With the unfolding debacle of the federal government handing-off municipal services and trying to do deals with states to hand-off responsibility for remote communities, and with the debacle over the Indigenous advancement strategy, mixed in with the comments from the government that they want to close down and wind back Aboriginal communities, there is deep concern in the community. People spoke to me about their concerns over moving into the bigger towns. Mothers said, 'We do not think we will be able to keep our children safe.' Questions were asked about where the support services are, as support services are already being wound back under cuts to Aboriginal supports and funding. They know that the money for those supports is not there. They know that the housing is not available. They told me what happened when people were moved out of the community of Oombulgurri into Wyndham, and they lived on a marsh with no housing for a long period of time. They were given no supports and no counselling for the abuse that justified the government moving them into Wyndham.

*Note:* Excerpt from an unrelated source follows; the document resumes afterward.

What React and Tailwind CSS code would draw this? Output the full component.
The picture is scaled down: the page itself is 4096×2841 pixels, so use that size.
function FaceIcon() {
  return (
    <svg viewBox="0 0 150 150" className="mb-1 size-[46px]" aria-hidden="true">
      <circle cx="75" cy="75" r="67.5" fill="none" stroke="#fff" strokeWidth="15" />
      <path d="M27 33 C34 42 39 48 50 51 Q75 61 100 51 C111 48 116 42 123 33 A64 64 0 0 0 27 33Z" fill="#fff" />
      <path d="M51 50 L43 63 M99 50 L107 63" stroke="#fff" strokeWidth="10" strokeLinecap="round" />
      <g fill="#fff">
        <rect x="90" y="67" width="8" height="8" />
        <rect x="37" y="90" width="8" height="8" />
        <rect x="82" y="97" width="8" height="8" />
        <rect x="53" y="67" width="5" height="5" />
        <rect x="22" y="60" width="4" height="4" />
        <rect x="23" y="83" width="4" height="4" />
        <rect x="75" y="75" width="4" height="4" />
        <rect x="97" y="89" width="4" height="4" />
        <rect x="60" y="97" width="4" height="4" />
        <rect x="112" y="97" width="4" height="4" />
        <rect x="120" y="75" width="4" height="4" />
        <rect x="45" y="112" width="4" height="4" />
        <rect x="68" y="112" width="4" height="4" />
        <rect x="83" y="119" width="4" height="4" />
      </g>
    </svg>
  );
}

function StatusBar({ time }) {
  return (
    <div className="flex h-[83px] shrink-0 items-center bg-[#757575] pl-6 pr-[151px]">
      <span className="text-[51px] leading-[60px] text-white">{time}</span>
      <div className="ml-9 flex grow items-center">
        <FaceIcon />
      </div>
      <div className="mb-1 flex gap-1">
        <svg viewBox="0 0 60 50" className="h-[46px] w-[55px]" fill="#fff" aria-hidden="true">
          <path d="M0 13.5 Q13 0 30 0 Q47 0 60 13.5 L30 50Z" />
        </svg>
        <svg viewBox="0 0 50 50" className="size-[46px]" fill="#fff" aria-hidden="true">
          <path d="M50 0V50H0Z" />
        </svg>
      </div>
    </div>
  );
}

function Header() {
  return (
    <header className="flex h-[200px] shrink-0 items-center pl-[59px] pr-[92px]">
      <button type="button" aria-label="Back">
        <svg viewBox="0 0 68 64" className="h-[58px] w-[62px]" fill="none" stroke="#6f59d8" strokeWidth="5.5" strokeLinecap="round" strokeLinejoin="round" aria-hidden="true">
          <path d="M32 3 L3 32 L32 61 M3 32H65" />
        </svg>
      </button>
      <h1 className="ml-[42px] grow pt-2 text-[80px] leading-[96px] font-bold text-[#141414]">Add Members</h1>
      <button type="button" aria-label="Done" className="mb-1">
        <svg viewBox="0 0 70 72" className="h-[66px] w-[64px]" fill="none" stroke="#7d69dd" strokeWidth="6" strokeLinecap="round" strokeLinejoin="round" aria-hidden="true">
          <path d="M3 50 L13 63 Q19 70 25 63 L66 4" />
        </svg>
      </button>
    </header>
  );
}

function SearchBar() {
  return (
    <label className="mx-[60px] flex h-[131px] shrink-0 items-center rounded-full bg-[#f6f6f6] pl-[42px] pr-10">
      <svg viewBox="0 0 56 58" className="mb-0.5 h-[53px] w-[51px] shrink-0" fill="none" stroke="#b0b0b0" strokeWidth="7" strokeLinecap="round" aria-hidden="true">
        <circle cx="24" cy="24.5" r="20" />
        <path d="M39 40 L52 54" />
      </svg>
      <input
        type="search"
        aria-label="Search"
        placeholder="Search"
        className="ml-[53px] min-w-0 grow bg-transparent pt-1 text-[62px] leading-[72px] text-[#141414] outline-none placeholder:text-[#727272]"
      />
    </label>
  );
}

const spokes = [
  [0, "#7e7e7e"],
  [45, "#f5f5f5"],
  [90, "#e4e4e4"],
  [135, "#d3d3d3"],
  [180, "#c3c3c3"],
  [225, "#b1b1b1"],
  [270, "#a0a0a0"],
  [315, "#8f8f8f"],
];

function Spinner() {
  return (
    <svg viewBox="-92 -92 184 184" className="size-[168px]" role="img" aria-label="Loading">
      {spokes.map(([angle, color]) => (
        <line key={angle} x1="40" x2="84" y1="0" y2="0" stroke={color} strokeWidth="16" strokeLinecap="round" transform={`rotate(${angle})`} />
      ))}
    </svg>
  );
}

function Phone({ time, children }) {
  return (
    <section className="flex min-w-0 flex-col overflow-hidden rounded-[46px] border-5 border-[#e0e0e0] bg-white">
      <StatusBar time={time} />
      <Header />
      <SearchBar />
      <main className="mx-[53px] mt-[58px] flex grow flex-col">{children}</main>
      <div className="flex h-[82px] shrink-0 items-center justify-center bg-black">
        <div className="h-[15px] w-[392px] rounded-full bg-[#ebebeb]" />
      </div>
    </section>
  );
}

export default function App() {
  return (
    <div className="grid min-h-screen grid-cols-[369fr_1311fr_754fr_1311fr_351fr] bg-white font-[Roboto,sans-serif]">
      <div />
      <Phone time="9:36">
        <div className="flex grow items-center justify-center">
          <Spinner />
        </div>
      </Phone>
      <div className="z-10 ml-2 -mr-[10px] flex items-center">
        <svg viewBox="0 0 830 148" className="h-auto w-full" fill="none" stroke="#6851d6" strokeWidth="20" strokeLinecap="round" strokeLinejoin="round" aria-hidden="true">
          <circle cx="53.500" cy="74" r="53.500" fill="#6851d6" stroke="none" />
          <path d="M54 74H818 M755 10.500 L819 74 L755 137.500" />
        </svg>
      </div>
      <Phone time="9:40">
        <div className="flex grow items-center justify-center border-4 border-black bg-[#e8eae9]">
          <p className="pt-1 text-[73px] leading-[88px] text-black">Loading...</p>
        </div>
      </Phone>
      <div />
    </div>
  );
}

People saw what happened in the past and they know what will happen now. People are clear that they want to stay on their lands. They want decision-making control over their own lives. They want to determine their own future. It is time for the government to abandon plans to shut down remote communities and to go and have conversations with communities about how best to support them and how those communities see their future. The Gooniyandi community has already done that; they already have a plan. Fitzroy Valley already has a plan—Fitzroy Futures—for their future. Go and work with, support and be in partnership with Aboriginal communities so they can realise their hopes and aspirations for their future.